» **Set task**:
Can you set down, exactly as they appear below, the lines from the opening of the material through the one bearing "const removeFile = (index: number)", minus the pictures?

* begin *

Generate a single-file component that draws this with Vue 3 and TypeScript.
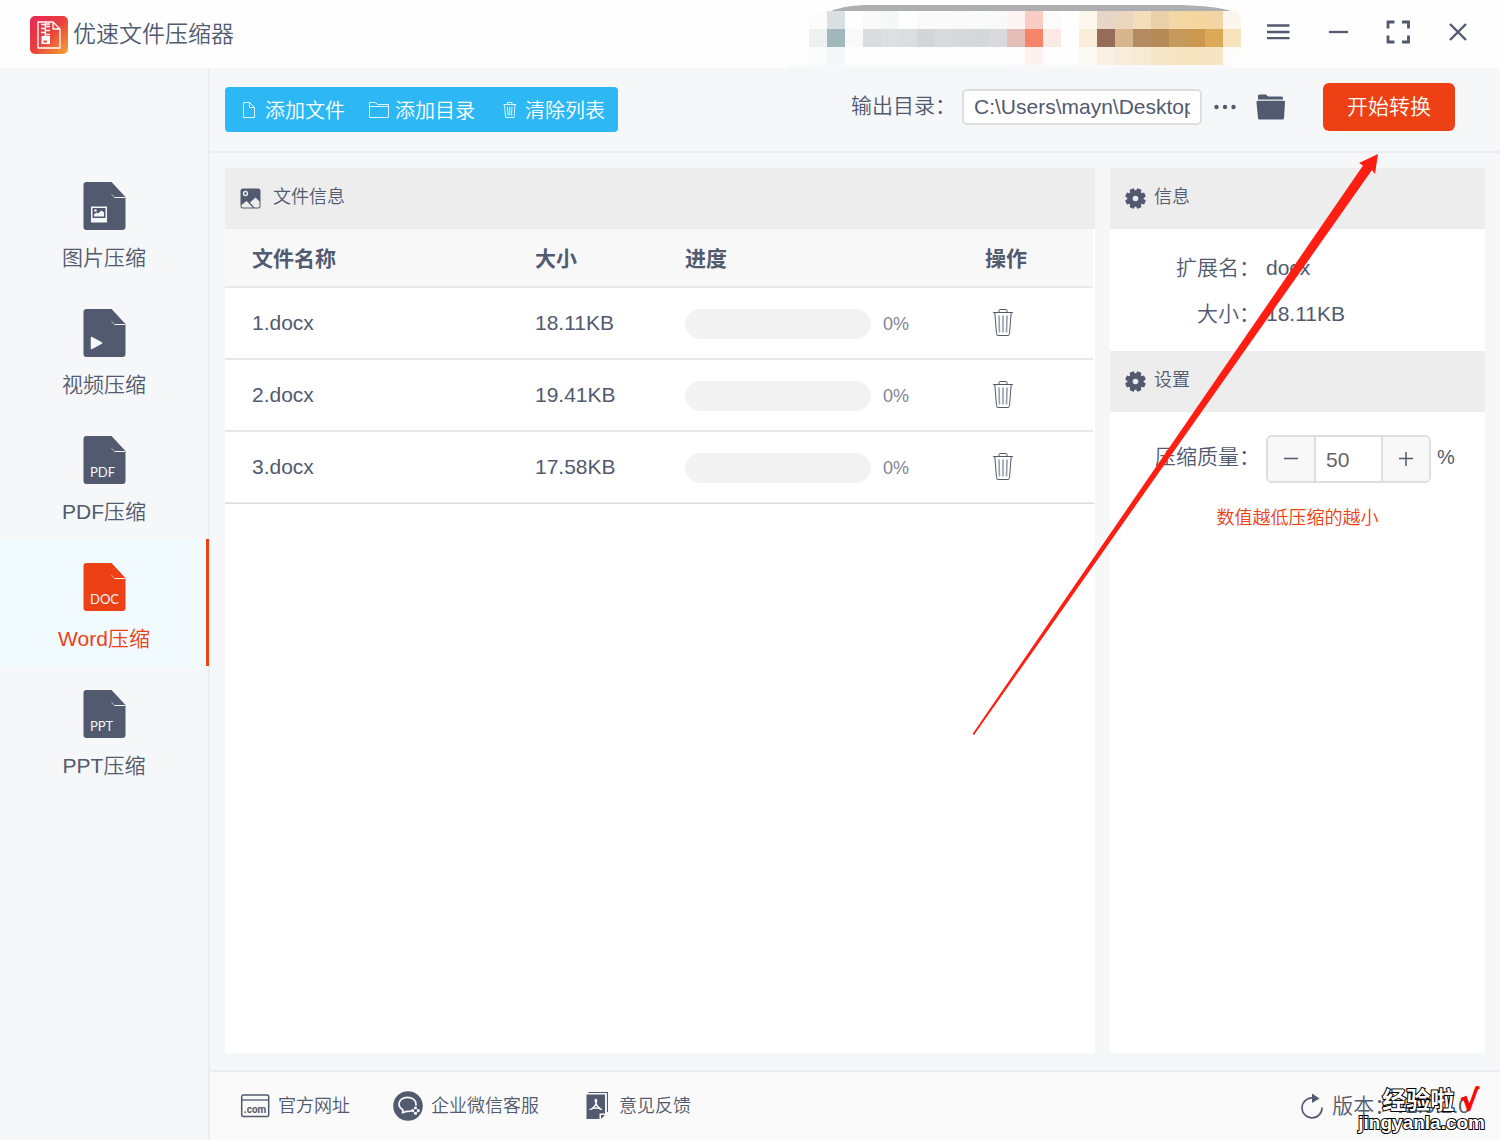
<script setup lang="ts">
import { ref } from 'vue'

interface NavItem {
  id: string
  label: string
  tag?: string
}

interface FileRow {
  name: string
  size: string
  progress: number
}

const navItems: NavItem[] = [
  { id: 'image', label: '图片压缩' },
  { id: 'video', label: '视频压缩' },
  { id: 'pdf', label: 'PDF压缩', tag: 'PDF' },
  { id: 'word', label: 'Word压缩', tag: 'DOC' },
  { id: 'ppt', label: 'PPT压缩', tag: 'PPT' },
]

const files = ref<FileRow[]>([
  { name: '1.docx', size: '18.11KB', progress: 0 },
  { name: '2.docx', size: '19.41KB', progress: 0 },
  { name: '3.docx', size: '17.58KB', progress: 0 },
])

const active = ref('word')
const outputDir = ref('C:\\Users\\mayn\\Desktop\\output')
const quality = ref(50)

const removeFile = (index: number) => files.value.splice(index, 1)

// Pixelated account area in the title bar, one colour per 18px cell
const mosaic: string[][] = [
  ['#fcfcfb', '#dadfe2', '#fefefe', '#f9f9f9', '#f6f8f7', '#fefefe', '#fafafa', '#fafafa', '#f9f9f9', '#fafafa', '#f8f9f9', '#fdf4f3', '#f9cdc4', '#fcfbf9', '#fefefe', '#fcf8ee', '#e7d6c8', '#ebd7c0', '#f2deba', '#ead1a9', '#f3d8a4', '#f4d69e', '#f2d5a2', '#fcf6ef'],
  ['#edf2f1', '#a0b7bc', '#f9f9f9', '#dadbdf', '#dedfe3', '#dcdde1', '#d4d5d9', '#d9dade', '#d7d8dc', '#d5d7db', '#d8dade', '#e4beb7', '#f58468', '#fbe9e5', '#fefefe', '#faeed8', '#976b59', '#d7b58e', '#b48b61', '#b48a57', '#c69a5a', '#ca984f', '#dba957', '#f9e3bd'],
  ['#fafbfb', '#f3f7f9', '#fefefe', '#fefefe', '#fefefe', '#fefefe', '#fefefe', '#fefefe', '#fefefe', '#fefefe', '#fefefe', '#fdfdfd', '#fdf2f0', '#fefefe', '#fefefe', '#fcfaf5', '#faf0e4', '#f9ecda', '#f8ebd3', '#f6e7cb', '#f5e5c2', '#f5e5c1', '#f6e5c5', '#fdfcf8'],
]

const gearAngles = [22.5, 67.5, 112.5, 157.5]
</script>

<template>
  <div class="app">
    <header class="titlebar">
      <div class="brand">
        <svg class="logo" width="38" height="38" viewBox="0 0 38 38" aria-hidden="true">
          <defs>
            <linearGradient id="logoFill" x1="0" y1="0" x2="1" y2="1">
              <stop offset="0" stop-color="#e8265a" />
              <stop offset="0.5" stop-color="#e8413c" />
              <stop offset="1" stop-color="#f6a62f" />
            </linearGradient>
          </defs>
          <rect width="38" height="38" rx="5" fill="url(#logoFill)" />
          <path d="M8 6H23L30 13V32H8Z M23 6V13H30" fill="none" stroke="#fff" stroke-width="1.300" stroke-linejoin="round" />
          <path d="M11 8.500H15.500 M15 10.500H20 M11 12.500H15.500 M15 14.500H20 M11 16.500H15.500 M15 18.500H20 M15 8H20" stroke="#fff" stroke-width="1.400" />
          <path d="M15.300 7V20" stroke="#fff" stroke-width="1.200" />
          <path d="M11.500 20H20V28H11.500Z M13.500 24.500H17V26.500H13.500Z" fill="#fff" fill-rule="evenodd" />
        </svg>
        <h1 class="title">优速文件压缩器</h1>
      </div>
      <div class="window-area">
        <svg class="mosaic" width="456" height="68" viewBox="0 0 456 68" aria-hidden="true">
          <defs>
            <clipPath id="mosaicClip"><rect x="0" y="4" width="455" height="62" rx="18" /></clipPath>
          </defs>
          <path d="M0 65H450L444 68H4Z" fill="#f7f9fb" />
          <path d="M45 11C55 7 68 5 84 5H396C422 6 436 8 445 11Z" fill="#aeafb3" />
          <g clip-path="url(#mosaicClip)" shape-rendering="crispEdges">
            <template v-for="(row, r) in mosaic" :key="r">
              <rect v-for="(c, i) in row" :key="i" :x="23 + i * 18" :y="11 + r * 18" width="18" height="18" :fill="c" />
            </template>
          </g>
        </svg>
        <div class="window-buttons">
          <button type="button" aria-label="菜单">
            <svg width="24" height="24" viewBox="0 0 24 24"><path d="M1 5.500H23.500M1 12H23.500M1 18.200H23.500" stroke="currentColor" stroke-width="2.300" /></svg>
          </button>
          <button type="button" aria-label="最小化">
            <svg width="24" height="24" viewBox="0 0 24 24"><path d="M3 12H22" stroke="currentColor" stroke-width="2.300" /></svg>
          </button>
          <button type="button" aria-label="最大化">
            <svg width="24" height="24" viewBox="0 0 24 24"><path d="M8.500 2H2V8.500M16 2H22.500V8.500M22.500 15.500V22H16M8.500 22H2V15.500" fill="none" stroke="currentColor" stroke-width="2.800" /></svg>
          </button>
          <button type="button" aria-label="关闭">
            <svg width="24" height="24" viewBox="0 0 24 24"><path d="M4 4L20 20M20 4L4 20" stroke="currentColor" stroke-width="2.400" /></svg>
          </button>
        </div>
      </div>
    </header>

    <div class="body">
      <nav class="sidebar">
        <button
          v-for="item in navItems"
          :key="item.id"
          type="button"
          class="nav-item"
          :class="{ active: active === item.id }"
          @click="active = item.id"
        >
          <svg width="43" height="48" viewBox="0 0 43 48" aria-hidden="true">
            <path d="M3.500 0H28.500L42.500 15V45A3 3 0 0 1 39.500 48H3.500A3 3 0 0 1 0.500 45V3A3 3 0 0 1 3.500 0Z" fill="currentColor" />
            <path d="M28.500 12Q29.500 14.500 31.500 15" fill="none" stroke="#f5f7f9" stroke-width="0.500" />
            <path d="M31.500 15.500H42" fill="none" stroke="#f5f7f9" />
            <g v-if="item.id === 'image'">
              <rect x="8" y="24.500" width="16" height="16" fill="#f5f7f9" />
              <rect x="9.500" y="26" width="13" height="10" fill="currentColor" />
              <path d="M11 34.500V32.500L13.500 30.500L15 31.500L18.500 28.500L21 30.500V34.500Z" fill="#f5f7f9" />
              <circle cx="12.500" cy="28.500" r="1.200" fill="#f5f7f9" />
            </g>
            <path v-else-if="item.id === 'video'" d="M8.500 28.500L18.500 34L8.500 39.500Z" fill="#f5f7f9" stroke="#f5f7f9" stroke-linejoin="round" stroke-width="1.500" />
            <text v-else x="7" y="41" class="doc-tag">{{ item.tag }}</text>
          </svg>
          <span>{{ item.label }}</span>
        </button>
      </nav>

      <main class="main">
        <div class="toolbar">
          <div class="actions">
            <button type="button">
              <svg width="20" height="20" viewBox="0 0 20 20" aria-hidden="true"><path d="M4.500 2.500H10.500L15.500 7.500V17.500H4.500Z M10.500 2.500V7.500H15.500" fill="none" stroke="#fff" opacity="0.850" /></svg>
              <span>添加文件</span>
            </button>
            <button type="button">
              <svg width="20" height="20" viewBox="0 0 20 20" aria-hidden="true"><path d="M0.500 17.500V2.500H6.500L8.500 4.500H19.500V17.500Z M0.500 6.500H19.500" fill="none" stroke="#fff" opacity="0.850" /></svg>
              <span>添加目录</span>
            </button>
            <button type="button">
              <svg width="20" height="20" viewBox="0 0 20 20" aria-hidden="true"><path d="M4.500 4.500H17 M8.500 4.500V2.500H13V4.500 M5.500 4.500L6.500 17.500H15L16 4.500 M8.500 6.500L9 15.500 M10.750 6.500V15.500 M13 6.500L12.500 15.500" fill="none" stroke="#fff" opacity="0.850" /></svg>
              <span>清除列表</span>
            </button>
          </div>
          <div class="output">
            <label for="output-dir">输出目录：</label>
            <input id="output-dir" v-model="outputDir" type="text" />
            <button type="button" class="icon-button more" aria-label="更多">
              <svg width="22" height="24" viewBox="0 0 22 24"><circle cx="2.500" cy="12" r="2.200" fill="currentColor" /><circle cx="11" cy="12" r="2.200" fill="currentColor" /><circle cx="19.500" cy="12" r="2.200" fill="currentColor" /></svg>
            </button>
            <button type="button" class="icon-button folder" aria-label="打开目录">
              <svg width="30" height="26" viewBox="0 0 30 26"><path d="M2 5.500V2Q2 0.500 3.500 0.500H9.500Q10.500 0.500 11 1.500Q11.500 2.500 12.500 2.500H25.500Q27 2.500 27 4V5.500Z" fill="currentColor" /><path d="M1.500 6.700H28Q29.300 6.700 29 8.500L28 24Q28 25.500 26.500 25.500H3.500Q2 25.500 2 24L0.500 8.500Q0.400 6.700 1.500 6.700Z" fill="currentColor" /></svg>
            </button>
            <button type="button" class="start">开始转换</button>
          </div>
        </div>

        <div class="content">
          <section class="panel files">
            <h2 class="panel-head">
              <svg width="21" height="21" viewBox="0 0 21 21" aria-hidden="true">
                <rect x="0.500" y="0.500" width="20" height="20" rx="2.500" fill="currentColor" />
                <circle cx="5.500" cy="5.500" r="2" fill="none" stroke="#ededed" stroke-width="1.300" />
                <path d="M1.500 17L6.500 13L13 19.500H3Q1.500 19.500 1.500 18Z M10 14.500L15.500 9.500L19.500 13.500V18Q19.500 19.500 18 19.500H14.500Z" fill="#ededed" />
              </svg>
              <span class="head-wide">文件信息</span>
            </h2>
            <div class="table-wrap">
              <table>
                <colgroup>
                  <col />
                  <col class="col-size" />
                  <col class="col-progress" />
                  <col class="col-action" />
                </colgroup>
                <thead>
                  <tr>
                    <th scope="col">文件名称</th>
                    <th scope="col">大小</th>
                    <th scope="col">进度</th>
                    <th scope="col">操作</th>
                  </tr>
                </thead>
                <tbody>
                  <tr v-for="(file, index) in files" :key="file.name">
                    <td>{{ file.name }}</td>
                    <td>{{ file.size }}</td>
                    <td>
                      <div class="progress">
                        <div class="track" role="progressbar" :aria-valuenow="file.progress" :aria-label="file.name">
                          <div class="fill" :style="{ width: file.progress + '%' }"></div>
                        </div>
                        <span>{{ file.progress }}%</span>
                      </div>
                    </td>
                    <td>
                      <button type="button" class="trash" aria-label="删除" @click="removeFile(index)">
                        <svg width="20" height="28" viewBox="0 0 20 28" fill="none" stroke="currentColor">
                          <path d="M0 3.500H20 M6 3.500V1.500Q6 0.500 7 0.500H13Q14 0.500 14 1.500V3.500" />
                          <path d="M1.800 3.500L3.500 24.500Q3.700 26.500 5 26.500H15Q16.300 26.500 16.500 24.500L18.200 3.500" />
                          <path d="M6 6.500L6.500 23.500 M10 6.500V23.500 M14 6.500L13.500 23.500" opacity="0.600" stroke-width="1.600" />
                        </svg>
                      </button>
                    </td>
                  </tr>
                </tbody>
              </table>
            </div>
          </section>

          <aside class="panel side">
            <h2 class="panel-head">
              <svg width="21" height="21" viewBox="-10.500 -10.500 21 21" aria-hidden="true">
                <rect v-for="a in gearAngles" :key="a" x="-2.400" y="-10.300" width="4.800" height="20.600" rx="1" fill="currentColor" :transform="`rotate(${a})`" />
                <circle r="8.200" fill="currentColor" />
                <circle r="2.800" fill="#ededed" />
              </svg>
              <span>信息</span>
            </h2>
            <dl class="info">
              <div><dt>扩展名：</dt><dd>docx</dd></div>
              <div><dt>大小：</dt><dd>18.11KB</dd></div>
            </dl>
            <h2 class="panel-head">
              <svg width="21" height="21" viewBox="-10.500 -10.500 21 21" aria-hidden="true">
                <rect v-for="a in gearAngles" :key="a" x="-2.400" y="-10.300" width="4.800" height="20.600" rx="1" fill="currentColor" :transform="`rotate(${a})`" />
                <circle r="8.200" fill="currentColor" />
                <circle r="2.800" fill="#ededed" />
              </svg>
              <span>设置</span>
            </h2>
            <div class="setting">
              <label for="quality">压缩质量：</label>
              <div class="stepper">
                <button type="button" aria-label="减少" @click="quality--">
                  <svg width="16" height="16" viewBox="0 0 16 16"><path d="M1 7.500H15" stroke="currentColor" stroke-width="1.500" /></svg>
                </button>
                <input id="quality" v-model.number="quality" type="text" />
                <button type="button" aria-label="增加" @click="quality++">
                  <svg width="16" height="16" viewBox="0 0 16 16"><path d="M1 7.500H15M8 1V15" stroke="currentColor" stroke-width="1.500" /></svg>
                </button>
              </div>
              <span class="unit">%</span>
            </div>
            <p class="note">数值越低压缩的越小</p>
          </aside>
        </div>

        <footer class="footer">
          <div class="links">
            <a href="#site">
              <svg width="30" height="30" viewBox="0 0 30 30" aria-hidden="true">
                <rect x="1.700" y="4" width="27" height="21.500" rx="1.500" fill="none" stroke="currentColor" stroke-width="1.500" />
                <path d="M2 9H28.500" stroke="currentColor" stroke-width="1.300" />
                <text x="15" y="22" class="com-tag">.com</text>
              </svg>
              <span>官方网址</span>
            </a>
            <a href="#service">
              <svg width="30" height="30" viewBox="0 0 30 30" aria-hidden="true">
                <circle cx="15" cy="15" r="14.800" fill="currentColor" />
                <path d="M19 19.500Q17 20.700 13.500 20.400L9.500 21.800L10 19Q6 16.500 6 13C6 9 10 6.300 14.500 6.300S23 9 23 13Q23 14 22.700 14.800" fill="none" stroke="#fafafa" stroke-width="1.700" stroke-linejoin="round" />
                <g fill="#fafafa"><circle cx="22.500" cy="17" r="1.600" /><circle cx="22.500" cy="22.200" r="1.600" /><circle cx="19.800" cy="19.600" r="1.600" /><circle cx="25.200" cy="19.600" r="1.600" /></g>
                <circle cx="22.500" cy="19.600" r="1.300" fill="currentColor" />
              </svg>
              <span>企业微信客服</span>
            </a>
            <a href="#feedback" class="feedback">
              <svg width="22" height="30" viewBox="0 0 22 30" aria-hidden="true">
                <path d="M2.500 1.500H21.500V21" fill="none" stroke="currentColor" stroke-width="1.200" />
                <path d="M0.500 3.500H19V22.500H13.500V28H0.500Z" fill="currentColor" />
                <path d="M15 28V24H19Z" fill="currentColor" />
                <path d="M10 8.500Q8.500 8.500 9.700 11.500Q11 16 15.500 18.500Q10 15.500 4 18.500Q8.500 17 10.200 12Q11.200 8.500 10 8.500Z" fill="none" stroke="#fafafa" stroke-width="1.300" stroke-linejoin="round" />
              </svg>
              <span>意见反馈</span>
            </a>
          </div>
          <div class="version">
            <svg width="24" height="26" viewBox="0 0 24 26" aria-hidden="true">
              <path d="M13.500 5A10 10 0 1 0 22 14.500" fill="none" stroke="currentColor" stroke-width="1.600" />
              <path d="M12 0.500L19.500 5.500L12 10Z" fill="currentColor" />
            </svg>
            <span>版本：v2.0.2.0</span>
          </div>
        </footer>
      </main>
    </div>

    <svg class="arrow" width="1400" height="740" viewBox="0 0 1400 740" aria-hidden="true">
      <polygon points="1378,154 1375,174 1372,170 974,735 972.500,734 1363,165.500 1359,163" fill="#ff1e12" />
    </svg>

    <div class="watermark">
      <div class="mark-top"><span>经验啦</span><span class="tick">√</span></div>
      <div class="mark-bottom">jingyanla.com</div>
    </div>
  </div>
</template>

<style>
body {
  margin: 0;
}
</style>

<style scoped>
.app {
  position: relative;
  display: flex;
  flex-direction: column;
  min-height: 100vh;
  overflow: hidden;
  background: #f5f7f9;
  color: #515a6e;
  font-family: "Liberation Sans", "Noto Sans CJK SC", sans-serif;
  font-weight: 350;
  font-size: 21px;
  line-height: 30px;
}

button,
input {
  box-sizing: border-box;
  margin: 0;
  padding: 0;
  border: 0;
  background: none;
  color: inherit;
  font: inherit;
}

button {
  cursor: pointer;
}

svg {
  display: block;
  flex: none;
}

.titlebar {
  display: flex;
  justify-content: space-between;
  align-items: center;
  height: 68px;
  padding: 0 26px 0 30px;
  background: #fefefe;
}

.brand {
  display: flex;
  align-items: center;
  gap: 5px;
}

.logo {
  margin-top: 2px;
}

.title {
  margin: 0;
  font-size: 23px;
  font-weight: 350;
}

.window-area,
.window-buttons {
  display: flex;
  align-items: center;
}

.window-area {
  gap: 24px;
}

.window-buttons {
  gap: 36px;
  padding-bottom: 4px;
  padding-right: 4px;
}

.body {
  flex: 1;
  display: flex;
}

.sidebar {
  box-sizing: border-box;
  flex: none;
  width: 210px;
  padding-top: 90px;
  border-right: 2px solid #ebedf0;
}

.nav-item {
  display: flex;
  flex-direction: column;
  align-items: center;
  gap: 13px;
  width: 209px;
  height: 127px;
  padding: 24px 0 0 2px;
  border-right: 3px solid transparent;
}

.nav-item.active {
  background: #f0faff;
  border-right-color: #ed4014;
  color: #ed4014;
}

.doc-tag {
  fill: #f5f7f9;
  font-family: Lato, sans-serif;
  font-size: 13px;
  font-weight: 400;
}

.main {
  flex: 1;
  display: flex;
  flex-direction: column;
  min-width: 0;
}

.toolbar {
  display: flex;
  justify-content: space-between;
  align-items: center;
  height: 83px;
  padding: 0 45px 0 15px;
  border-bottom: 2px solid #ebedf0;
}

.actions {
  display: flex;
  align-items: center;
  gap: 24px;
  height: 45px;
  padding: 0 13px 0 14px;
  border-radius: 4px;
  background: #2db7f5;
  color: #fff;
  font-size: 20px;
}

.actions button {
  display: flex;
  align-items: center;
  gap: 6px;
}

.actions span {
  padding-top: 2px;
}

.output {
  display: flex;
  align-items: center;
  padding-bottom: 5px;
}

.output label {
  margin-right: 6px;
  padding-bottom: 3px;
}

.output input {
  width: 240px;
  height: 36px;
  padding: 0 10px;
  border: 2px solid #dcdee2;
  border-radius: 5px;
  background: #fff;
}

.more {
  margin-left: 12px;
}

.folder {
  margin-left: 20px;
}

.start {
  width: 132px;
  height: 48px;
  margin-left: 37px;
  border-radius: 6px;
  background: #ed4014;
  color: #fff;
}

.content {
  flex: 1;
  display: flex;
  gap: 15px;
  padding: 15px 15px 17px;
}

.panel {
  background: #fff;
}

.files {
  flex: 1;
  min-width: 0;
}

.side {
  flex: none;
  width: 375px;
}

.panel-head {
  display: flex;
  align-items: center;
  gap: 8px;
  height: 61px;
  margin: 0;
  padding-left: 15px;
  background: #ededed;
  font-size: 18px;
  font-weight: 350;
}

.panel-head span {
  padding-bottom: 4px;
}

.panel-head .head-wide {
  padding-left: 4px;
}

.table-wrap {
  border-bottom: 1px solid #dcdee2;
}

table {
  width: calc(100% - 2px);
  border-collapse: separate;
  border-spacing: 0;
  table-layout: fixed;
}

.col-size {
  width: 150px;
}

.col-progress {
  width: 300px;
}

.col-action {
  width: 135px;
}

th,
td {
  box-sizing: border-box;
  padding: 0 0 0 27px;
  border-bottom: 2px solid #e8e8ea;
  text-align: left;
}

th {
  height: 59px;
  padding-top: 2px;
  background: #f8f8f9;
  font-weight: 700;
}

td {
  height: 72px;
}

tbody tr:last-child td {
  height: 71px;
  border-bottom-width: 1px;
}

.progress {
  display: flex;
  align-items: center;
  gap: 12px;
  padding-top: 2px;
  color: #808695;
  font-size: 18px;
}

.track {
  width: 186px;
  height: 30px;
  border-radius: 15px;
  background: #f3f3f3;
  overflow: hidden;
}

.fill {
  height: 100%;
  background: #2db7f5;
}

.trash {
  display: block;
  margin-left: 8px;
}

.info {
  margin: 0;
  padding: 16px 0 14px;
}

.info div {
  display: flex;
  height: 46px;
  align-items: center;
}

.info dt,
.setting label {
  flex: none;
  width: 150px;
  text-align: right;
}

.info dd {
  margin: 0 0 0 6px;
}

.setting {
  display: flex;
  align-items: center;
  padding-top: 23px;
}

.setting label,
.unit {
  padding-bottom: 4px;
}

.unit {
  font-size: 20px;
}

.stepper {
  display: flex;
  box-sizing: border-box;
  width: 165px;
  height: 48px;
  margin: 0 6px;
  border: 2px solid #dcdee2;
  border-radius: 6px;
  overflow: hidden;
}

.stepper button {
  display: flex;
  flex: none;
  align-items: center;
  justify-content: center;
  width: 46px;
  background: #f8f8f9;
}

.stepper input {
  flex: 1;
  min-width: 0;
  padding: 2px 0 0 10px;
  border: solid #dcdee2;
  border-width: 0 2px;
  color: #666;
}

.note {
  margin: 20px 0 0;
  color: #ed4014;
  font-size: 18px;
  text-align: center;
}

.footer {
  display: flex;
  justify-content: space-between;
  align-items: center;
  height: 68px;
  padding: 0 30px;
  border-top: 2px solid #ebedf0;
  background: #fafafa;
}

.links {
  display: flex;
  gap: 43px;
  font-size: 18px;
}

.links a {
  display: flex;
  align-items: center;
  gap: 8px;
  color: inherit;
  text-decoration: none;
}

.links .feedback {
  gap: 11px;
  padding-left: 4px;
}

.com-tag {
  fill: currentColor;
  font-family: Roboto, sans-serif;
  font-size: 10px;
  font-weight: 700;
  text-anchor: middle;
}

.version {
  display: flex;
  align-items: center;
  gap: 8px;
}

.arrow {
  position: absolute;
  top: 0;
  left: 0;
  pointer-events: none;
}

.watermark {
  position: absolute;
  right: 15px;
  bottom: 7px;
  color: #fff;
  font-weight: 700;
  text-align: right;
  pointer-events: none;
  -webkit-text-stroke: 2px #000;
  paint-order: stroke fill;
}

.mark-top {
  display: flex;
  justify-content: flex-end;
  gap: 6px;
  padding-right: 6px;
  font-size: 24px;
  line-height: 24px;
}

.tick {
  color: #f00;
  font-family: "DejaVu Sans", sans-serif;
  font-size: 28px;
  -webkit-text-stroke: 1px #f00;
}

.mark-bottom {
  font-size: 19px;
  line-height: 20px;
}
</style>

* end *

» **Response below**:
Generate a single-file component that draws this with Vue 3 and TypeScript.
<script setup lang="ts">
import { ref } from 'vue'

interface NavItem {
  id: string
  label: string
  tag?: string
}

interface FileRow {
  name: string
  size: string
  progress: number
}

const navItems: NavItem[] = [
  { id: 'image', label: '图片压缩' },
  { id: 'video', label: '视频压缩' },
  { id: 'pdf', label: 'PDF压缩', tag: 'PDF' },
  { id: 'word', label: 'Word压缩', tag: 'DOC' },
  { id: 'ppt', label: 'PPT压缩', tag: 'PPT' },
]

const files = ref<FileRow[]>([
  { name: '1.docx', size: '18.11KB', progress: 0 },
  { name: '2.docx', size: '19.41KB', progress: 0 },
  { name: '3.docx', size: '17.58KB', progress: 0 },
])

const active = ref('word')
const outputDir = ref('C:\\Users\\mayn\\Desktop\\output')
const quality = ref(50)

const removeFile = (index: number) => files.value.splice(index, 1)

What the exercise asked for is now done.